Xcambó, Yucatan, Mexico December 13th, 2024

There were two enormous birds who were counting on me being dead. Me, an unwitting corpse as a sacrifice to their intrigue and hunger lying on top of a remote pyramid in the Yucatan. Unfortunately for them, I was only having a nap.
     Napping is a hobby of mine. Any time the inclination strikes and there is a surface where I can stretch out on my back, one arm across my stomach and the other behind my head or flopped to one side, ideally something to cover my eyes, I nap. Power nap. Recharge my computer (re: my brain), or just float, not quite sleeping, riding an arch of REM. The best naps are ones that result in a twitch, like dogs do when they’re dreaming, and then I come back. Too bad for the huge, black birds, I did.
     But what would have happened if I’d napped for longer? If I’d gone past my usual 30 minutes, indulged in an hour. They’d been circling above, I was told by my friend who was watching this small spectacle from the other side of the ancient city, a humble one by Yucatan standards with the epics of Chichenitza and Uxmal both tended to and tourist bound.
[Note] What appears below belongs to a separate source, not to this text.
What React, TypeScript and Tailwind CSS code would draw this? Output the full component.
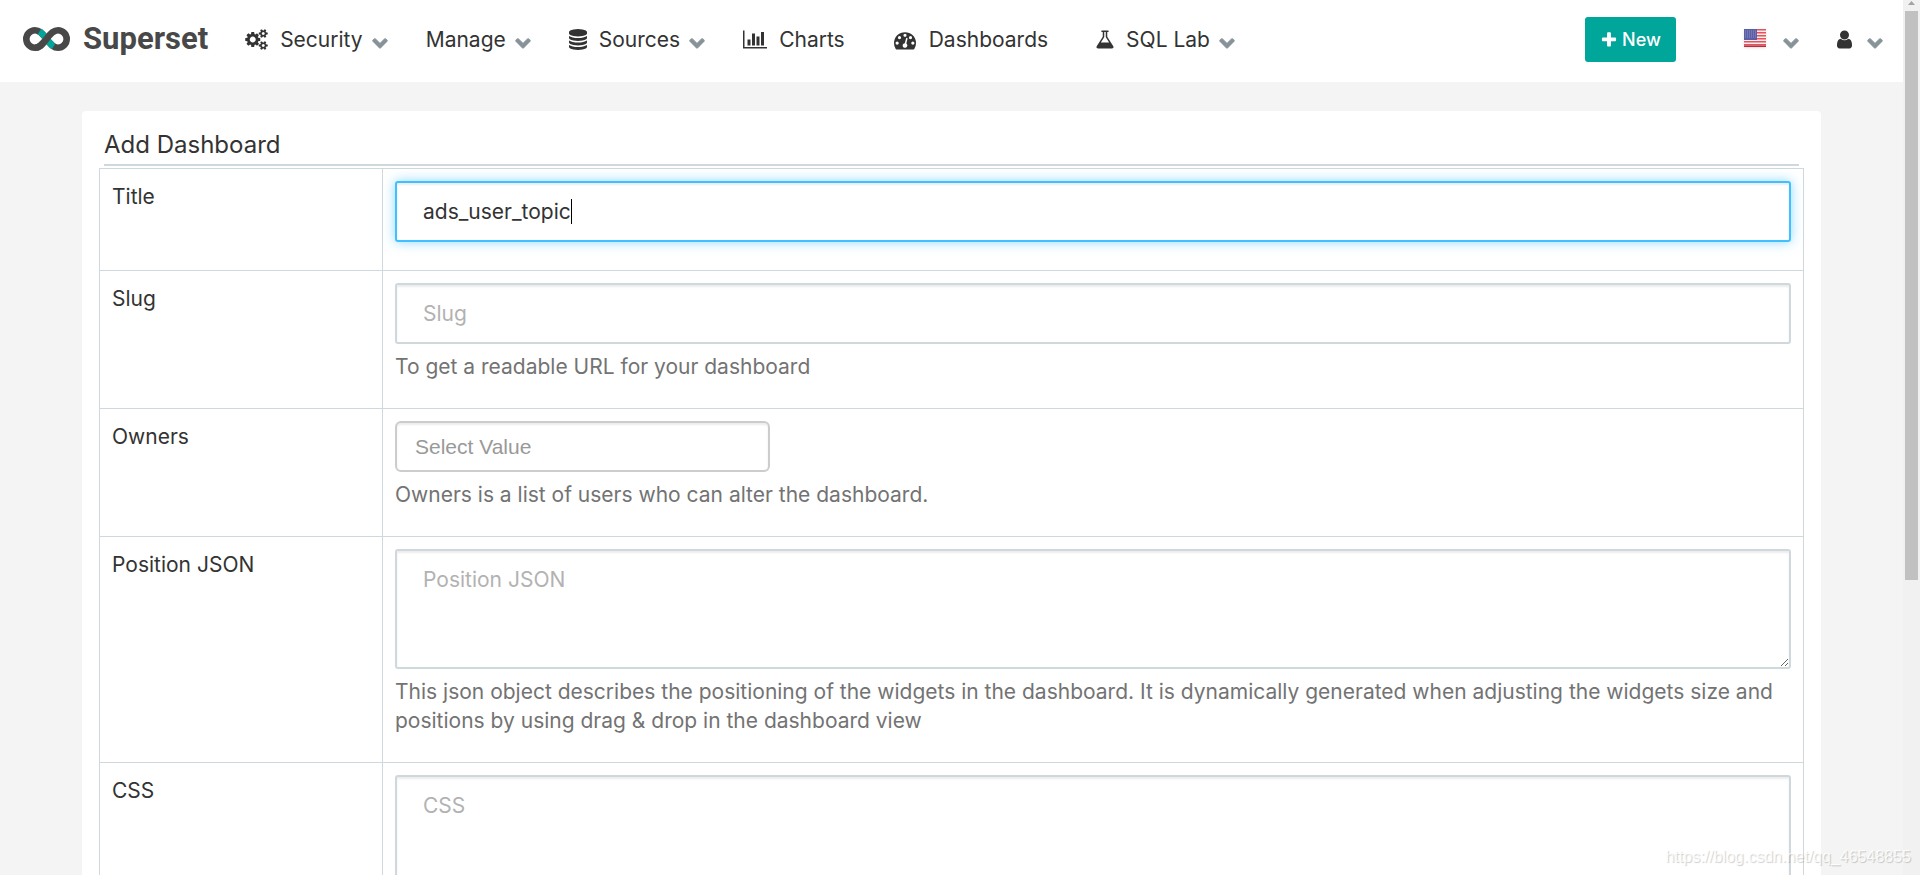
import { ReactNode } from 'react'

const paths = {
    cogs: 'M896 896q0-106-75-181t-181-75-181 75-75 181 75 181 181 75 181-75 75-181zm768 512q0-52-38-90t-90-38-90 38-38 90q0 53 37.5 90.5t90.5 37.5 90.5-37.5 37.5-90.5zm0-1024q0-52-38-90t-90-38-90 38-38 90q0 53 37.5 90.5t90.5 37.5 90.5-37.5 37.5-90.5zm-384 421v185q0 10-7 19.5t-16 10.5l-155 24q-11 35-32 76 34 48 90 115 7 11 7 20 0 12-7 19-23 30-82.5 89.5t-78.5 59.5q-11 0-21-7l-115-90q-37 19-77 31-11 108-23 155-7 24-30 24h-186q-11 0-20-7.5t-10-17.5l-23-153q-34-10-75-31l-118 89q-7 7-20 7-11 0-21-8-144-133-144-160 0-9 7-19 10-14 41-53t47-61q-23-44-35-82l-152-24q-10-1-17-9.5t-7-19.5v-185q0-10 7-19.5t16-10.5l155-24q11-35 32-76-34-48-90-115-7-11-7-20 0-12 7-20 22-30 82-89t79-59q11 0 21 7l115 90q34-18 77-32 11-108 23-154 7-24 30-24h186q11 0 20 7.5t10 17.5l23 153q34 10 75 31l118-89q8-7 20-7 11 0 21 8 144 133 144 160 0 8-7 19-12 16-42 54t-45 60q23 48 34 82l152 23q10 2 17 10.5t7 19.5zm640 533v140q0 16-149 31-12 27-30 52 51 113 51 138 0 4-4 7-122 71-124 71-8 0-46-47t-52-68q-20 2-30 2t-30-2q-14 21-52 68t-46 47q-2 0-124-71-4-3-4-7 0-25 51-138-18-25-30-52-149-15-149-31v-140q0-16 149-31 13-29 30-52-51-113-51-138 0-4 4-7 4-2 35-20t59-34 30-16q8 0 46 46.5t52 67.5q20-2 30-2t30 2q51-71 92-112l6-2q4 0 124 70 4 3 4 7 0 25-51 138 17 23 30 52 149 15 149 31zm0-1024v140q0 16-149 31-12 27-30 52 51 113 51 138 0 4-4 7-122 71-124 71-8 0-46-47t-52-68q-20 2-30 2t-30-2q-14 21-52 68t-46 47q-2 0-124-71-4-3-4-7 0-25 51-138-18-25-30-52-149-15-149-31v-140q0-16 149-31 13-29 30-52-51-113-51-138 0-4 4-7 4-2 35-20t59-34 30-16q8 0 46 46.5t52 67.5q20-2 30-2t30 2q51-71 92-112l6-2q4 0 124 70 4 3 4 7 0 25-51 138 17 23 30 52 149 15 149 31z',
    database:
        'M896 768q237 0 443-43t325-127v170q0 69-103 128t-280 93.5-385 34.5-385-34.5-280-93.5-103-128v-170q119 84 325 127t443 43zm0 768q237 0 443-43t325-127v170q0 69-103 128t-280 93.5-385 34.5-385-34.5-280-93.5-103-128v-170q119 84 325 127t443 43zm0-384q237 0 443-43t325-127v170q0 69-103 128t-280 93.5-385 34.5-385-34.5-280-93.5-103-128v-170q119 84 325 127t443 43zm0-1152q208 0 385 34.5t280 93.5 103 128v128q0 69-103 128t-280 93.5-385 34.5-385-34.5-280-93.5-103-128v-128q0-69 103-128t280-93.5 385-34.5z',
    barChart:
        'M640 896v512h-256v-512h256zm384-512v1024h-256v-1024h256zm1024 1152v128h-2048v-1536h128v1408h1920zm-640-896v768h-256v-768h256zm384-384v1152h-256v-1152h256z',
    dashboard:
        'M384 1152q0-53-37.5-90.5t-90.5-37.5-90.5 37.5-37.5 90.5 37.5 90.5 90.5 37.5 90.5-37.5 37.5-90.5zm192-448q0-53-37.5-90.5t-90.5-37.5-90.5 37.5-37.5 90.5 37.5 90.5 90.5 37.5 90.5-37.5 37.5-90.5zm428 481l101-382q6-26-7.5-48.5t-38.5-29.5-48 6.5-30 39.5l-101 382q-60 5-107 43.5t-63 98.5q-20 77 20 146t117 89 146-20 89-117q16-60-6-117t-72-91zm660-33q0-53-37.5-90.5t-90.5-37.5-90.5 37.5-37.5 90.5 37.5 90.5 90.5 37.5 90.5-37.5 37.5-90.5zm-640-640q0-53-37.5-90.5t-90.5-37.5-90.5 37.5-37.5 90.5 37.5 90.5 90.5 37.5 90.5-37.5 37.5-90.5zm448 192q0-53-37.5-90.5t-90.5-37.5-90.5 37.5-37.5 90.5 37.5 90.5 90.5 37.5 90.5-37.5 37.5-90.5zm320 448q0 261-141 483-19 29-54 29h-1402q-35 0-54-29-141-221-141-483 0-182 71-348t191-286 286-191 348-71 348 71 286 191 191 286 71 348z',
    flask: 'M1591 1448q56 89 21.5 152.5t-140.5 63.5h-1152q-106 0-140.5-63.5t21.5-152.5l503-793v-399h-64q-26 0-45-19t-19-45 19-45 45-19h512q26 0 45 19t19 45-19 45-45 19h-64v399zm-779-725l-272 429h712l-272-429-20-31v-436h-128v436z',
    plus: 'M1600 736v192q0 40-28 68t-68 28h-416v416q0 40-28 68t-68 28h-192q-40 0-68-28t-28-68v-416h-416q-40 0-68-28t-28-68v-192q0-40 28-68t68-28h416v-416q0-40 28-68t68-28h192q40 0 68 28t28 68v416h416q40 0 68 28t28 68z',
    user: 'M1536 1399q0 109-62.5 187t-150.5 78h-854q-88 0-150.5-78t-62.5-187q0-85 8.5-160.5t31.5-152 58.5-131 94-89 134.5-34.5q131 128 313 128t313-128q76 0 134.5 34.5t94 89 58.5 131 31.5 152 8.5 160.5zm-256-887q0 159-112.5 271.5t-271.5 112.5-271.5-112.5-112.5-271.5 112.5-271.5 271.5-112.5 271.5 112.5 112.5 271.5z',
    chevron:
        'M1683 808l-742 741q-19 19-45 19t-45-19l-742-741q-19-19-19-45.5t19-45.5l166-165q19-19 45-19t45 19l531 531 531-531q19-19 45-19t45 19l166 165q19 19 19 45.5t-19 45.5z',
}

const Icon = ({
    name,
    viewBox = '0 0 1792 1792',
    className,
}: {
    name: keyof typeof paths
    viewBox?: string
    className: string
}) => (
    <svg viewBox={viewBox} className={`shrink-0 fill-current ${className}`} aria-hidden="true">
        <path d={paths[name]} />
    </svg>
)

const Caret = () => (
    <Icon name="chevron" className="mt-1 h-4 w-4 stroke-current stroke-[120px] text-[#879399]" />
)

const Logo = () => (
    <svg viewBox="0 0 47 24" className="h-6 w-[47px]" aria-hidden="true">
        <g fill="none" strokeWidth="6.600">
            <path
                d="M23.500 12 C18.500 18.500 16 20.700 12 20.700 A8.700 8.700 0 0 1 12 3.300 C16 3.300 18.500 5.500 23.500 12 C28.500 18.500 31 20.700 35 20.700 A8.700 8.700 0 0 0 35 3.300"
                stroke="#484848"
            />
            <path d="M16.500 4.500 C19 6 21 8.700 23.500 12 C26 15.300 28 18 30.500 19.500" stroke="#00a699" />
            <path
                d="M12 20.700 C16 20.700 18.500 18.500 23.500 12 C28.500 5.500 31 3.300 35 3.300"
                stroke="#484848"
            />
        </g>
    </svg>
)

const Flag = () => (
    <svg viewBox="0 0 22 18" className="mb-[3px] h-[18px] w-[22px] shadow-sm" role="img" aria-label="English">
        <rect width="22" height="18" fill="#f7eeee" />
        {[0, 3, 6, 9, 12, 15].map((y) => (
            <rect key={y} y={y} width="22" height="1.500" fill="#e8505b" />
        ))}
        <rect y="16.500" width="22" height="1.500" fill="#b52f40" />
        <rect width="13" height="11" fill="#5a5fa5" />
        {[2, 4, 6, 8].map((y) => (
            <path key={y} d={`M1 ${y}h11`} stroke="#8f92c8" strokeWidth="1" strokeDasharray="1 1" />
        ))}
    </svg>
)

const NavItem = ({ icon, label, caret }: { icon?: ReactNode; label: string; caret?: boolean }) => (
    <li>
        <a href="#" className={`flex items-center gap-[9px] ${caret ? '' : 'pr-[10px]'}`}>
            {icon && <span className="pr-[3px]">{icon}</span>}
            <span>{label}</span>
            {caret && <Caret />}
        </a>
    </li>
)

const Navbar = () => (
    <header className="flex h-[82px] shrink-0 items-center bg-white pr-5 pb-[3px] pl-[23px]">
        <a href="#" className="flex items-center gap-[13px] pb-[2px]">
            <Logo />
            <span className="font-[Roboto] text-[31px] leading-8 font-bold text-[#484848]">
                Superset
            </span>
        </a>
        <nav className="flex flex-1 items-center justify-between pl-[37px]">
            <ul className="flex items-center gap-[38px]">
                <NavItem
                    icon={<Icon name="cogs" viewBox="0 0 1920 1792" className="h-[21px] w-[23px]" />}
                    label="Security"
                    caret
                />
                <NavItem label="Manage" caret />
                <NavItem
                    icon={<Icon name="database" viewBox="128 0 1536 1792" className="h-[21px] w-[18px]" />}
                    label="Sources"
                    caret
                />
                <NavItem
                    icon={<Icon name="barChart" viewBox="0 0 2048 1792" className="h-[21px] w-6" />}
                    label="Charts"
                />
                <NavItem
                    icon={<Icon name="dashboard" className="h-[22px] w-6" />}
                    label="Dashboards"
                />
                <NavItem
                    icon={<Icon name="flask" viewBox="128 0 1536 1792" className="h-[21px] w-[18px]" />}
                    label="SQL Lab"
                    caret
                />
            </ul>
            <div className="flex items-center">
                <button className="mr-[68px] flex h-[45px] w-[91px] items-center justify-center gap-1 rounded-[3px] bg-[#00a699] text-[18px] font-medium text-white">
                    <Icon name="plus" className="h-[18px] w-[18px]" />
                    New
                </button>
                <a href="#" className="mr-[38px] flex items-center gap-[17px]">
                    <Flag />
                    <Caret />
                </a>
                <a href="#" className="flex items-center gap-[15px]" aria-label="Profile">
                    <Icon name="user" viewBox="256 0 1280 1792" className="h-[21px] w-[15px]" />
                    <Caret />
                </a>
            </div>
        </nav>
    </header>
)

const Row = ({
    id,
    label,
    help,
    children,
}: {
    id: string
    label: string
    help?: string
    children: ReactNode
}) => (
    <tr>
        <th scope="row" className="w-[283px] border border-[#cfd8dc] px-3 py-[13px] text-left align-top font-normal">
            <label htmlFor={id}>{label}</label>
        </th>
        <td className="border border-[#cfd8dc] px-3 pt-3 pb-7 align-top">
            {children}
            {help && <p className="mt-2 -mb-px text-[#737373]">{help}</p>}
        </td>
    </tr>
)

const field =
    'block w-full rounded-[3px] border-2 border-[#cfd8dc] bg-white px-[26px] py-[14px] shadow-[inset_0_2px_2px_rgba(0,0,0,0.075)] outline-none placeholder:text-[#b2b2b2]'

const Scrollbar = () => (
    <div className="flex w-[17px] shrink-0 flex-col items-center bg-[#f1f1f1]" aria-hidden="true">
        <svg viewBox="0 0 7 11" className="h-[11px] w-[7px]">
            <path d="M0 5L3.500 1L7 5z" fill="#a3a3a3" />
        </svg>
        <div className="h-[65%] w-[13px] bg-[#c1c1c1]" />
    </div>
)

const App = () => (
    <div className="relative flex h-screen overflow-hidden bg-[#f4f4f4] font-[Inter,sans-serif] text-[21px] leading-[29px] font-normal text-[#333]">
        <div className="flex min-w-0 flex-1 flex-col overflow-hidden">
            <Navbar />
            <main className="mx-[82px] mt-[29px] shrink-0 rounded-[4px] bg-white px-[17px] pb-8">
                <h1 className="mx-[5px] border-b-2 border-[#cfd8dc] pt-[18px] pb-[3px] text-2xl">
                    Add Dashboard
                </h1>
                <form className="pt-[2px]">
                    <table className="w-full border-collapse">
                        <tbody>
                            <Row id="title" label="Title">
                                <div className="relative">
                                    <input
                                        id="title"
                                        defaultValue="ads_user_topic"
                                        className="block w-full rounded-[3px] border-2 border-[#41c0ff] bg-white px-[26px] py-[14px] shadow-[inset_0_2px_2px_rgba(0,0,0,0.075),0_0_12px_rgba(65,192,255,0.6)] outline-none"
                                    />
                                    <span className="absolute top-[18px] left-[176px] h-[25px] w-px bg-black" />
                                </div>
                            </Row>
                            <Row id="slug" label="Slug" help="To get a readable URL for your dashboard">
                                <input id="slug" placeholder="Slug" className={field} />
                            </Row>
                            <Row
                                id="owners"
                                label="Owners"
                                help="Owners is a list of users who can alter the dashboard."
                            >
                                <select
                                    id="owners"
                                    className="block h-[51px] w-[375px] appearance-none rounded-[6px] border-2 border-[#ccc] bg-white px-[18px] font-['Liberation_Sans',sans-serif] text-[21px] font-normal text-[#999] shadow-[inset_0_2px_2px_rgba(0,0,0,0.075)] outline-none"
                                >
                                    <option>Select Value</option>
                                </select>
                            </Row>
                            <Row
                                id="position"
                                label="Position JSON"
                                help="This json object describes the positioning of the widgets in the dashboard. It is dynamically generated when adjusting the widgets size and positions by using drag & drop in the dashboard view"
                            >
                                <textarea
                                    id="position"
                                    rows={3}
                                    placeholder="Position JSON"
                                    className={`${field} h-[120px] resize-y`}
                                />
                            </Row>
                            <Row id="css" label="CSS">
                                <textarea id="css" rows={3} placeholder="CSS" className={`${field} h-[120px] resize-y`} />
                            </Row>
                        </tbody>
                    </table>
                </form>
            </main>
        </div>
        <Scrollbar />
        <span className="absolute right-[9px] bottom-[6px] font-['Liberation_Sans',sans-serif] text-base leading-6 font-normal text-white/80 [text-shadow:1px_1px_1px_rgba(0,0,0,0.2)]">
            https://blog.csdn.net/qq_46548855
        </span>
    </div>
)

export default App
No one came to this one.
     “¿Tienes muchos visitantes aquí? (Do you have many visitors here?)” I asked the attendant who emerged from a rumpled little apartment behind the sloping ticket counter. He’d roused himself from something and there was a lengthy gap between my call of ‘Hola’ and his arrival.
     “Muy, muy poco, (Very, very few)” he verged on a lifelong yawn while announcing the price of 80 pesos each.
     “¿Tienes alguna información sobre la pirámide? (Do you have any information about the pyramid?)”
     “No,” he responded as the selva rustled and I felt a swishing of wings from above. He stared out towards to the untended structure, trying to remember something, know something about this place that was his vocation that hardly anyone ever came to, tell this rare guest something. 
     “Era un lugar donde la gente comerciaba, (It was a commercial center)” he smiled, pleased with this piece of information he had managed to dig up for me, flashing gold capped teeth.
     “¿Puedo escalarlo? (Can I climb it?)” I asked, and now that I think of it, pyramid climbing is another hobby, an exotic one as it requires a pyramid and sadly, you aren’t allowed to climb most of them anymore.
     “Sí.” He smiled again and I grinned back.
     “Gracias!”

The two big black birds landed on the edge of the pyramid. Watching. Waiting with the patience of predators creeping closer as I floated in the warm Yucatan sun and a forest breeze swished across my bare legs, arms, unsandaled feet, vulnerable neck. They moved closer. What would have happened if they had reached me? Would they have gone for my jugular, as cougars do? Would it have mattered that I still have a pulse?
     My eyes opened. Slowly. Coming back from a most luxurious napping arch. I sat up, still oblivious to the eyes that had been locked onto my prone flesh most likely for the duration of my nap.
     “You’ve got visitors!” the small form of my friend called from across the ruins. They didn’t leave right away; they seemed as surprised as I was that they were there and I was alive. Our gazes connected for a few seconds. Their black eyes shone from dull, wrinkly grey heads as dull black feathers almost glinted in the high afternoon sun. But then, lazily, one tipped off the edge of the pyramid and swooped up on an air current and the other swished its broad wings and landed next to a sun-cracked puddle bed to attempt a drink. Were they planning on eating me? I thought as I climbed down the crumbling stairs.
     While were exploring Xcambó, the attendant had called his friend. “Gente esta aqui! (People are here!)” he must have told him. I walked over to say adios, gracias and ask about the birds. The other man had set up a display of hand-made souvenirs for us, row upon row of brightly painted, carved animals and onyx disc necklaces to view eclipses through. I bought a turtle magnet and a turtle necklace both made from the bark of a coconut tree. There wasn’t anything representing the huge, black birds. I told the two men what had happened.
     “Ah! Zopilotes!” the attendant exclaimed. “Tzopīlōtl en Nahuatle.”
     “Creo que estos pájaros estaban pensando sobre comerme. (I think those birds were thinking about eating me)”, I stated. Both men laughed, flashing gold capped teeth.
     At dinner, I told the waiter the story of my nap and the visitors.
     “Those are the birds that eat humans.” He stated and turned to go order our drinks.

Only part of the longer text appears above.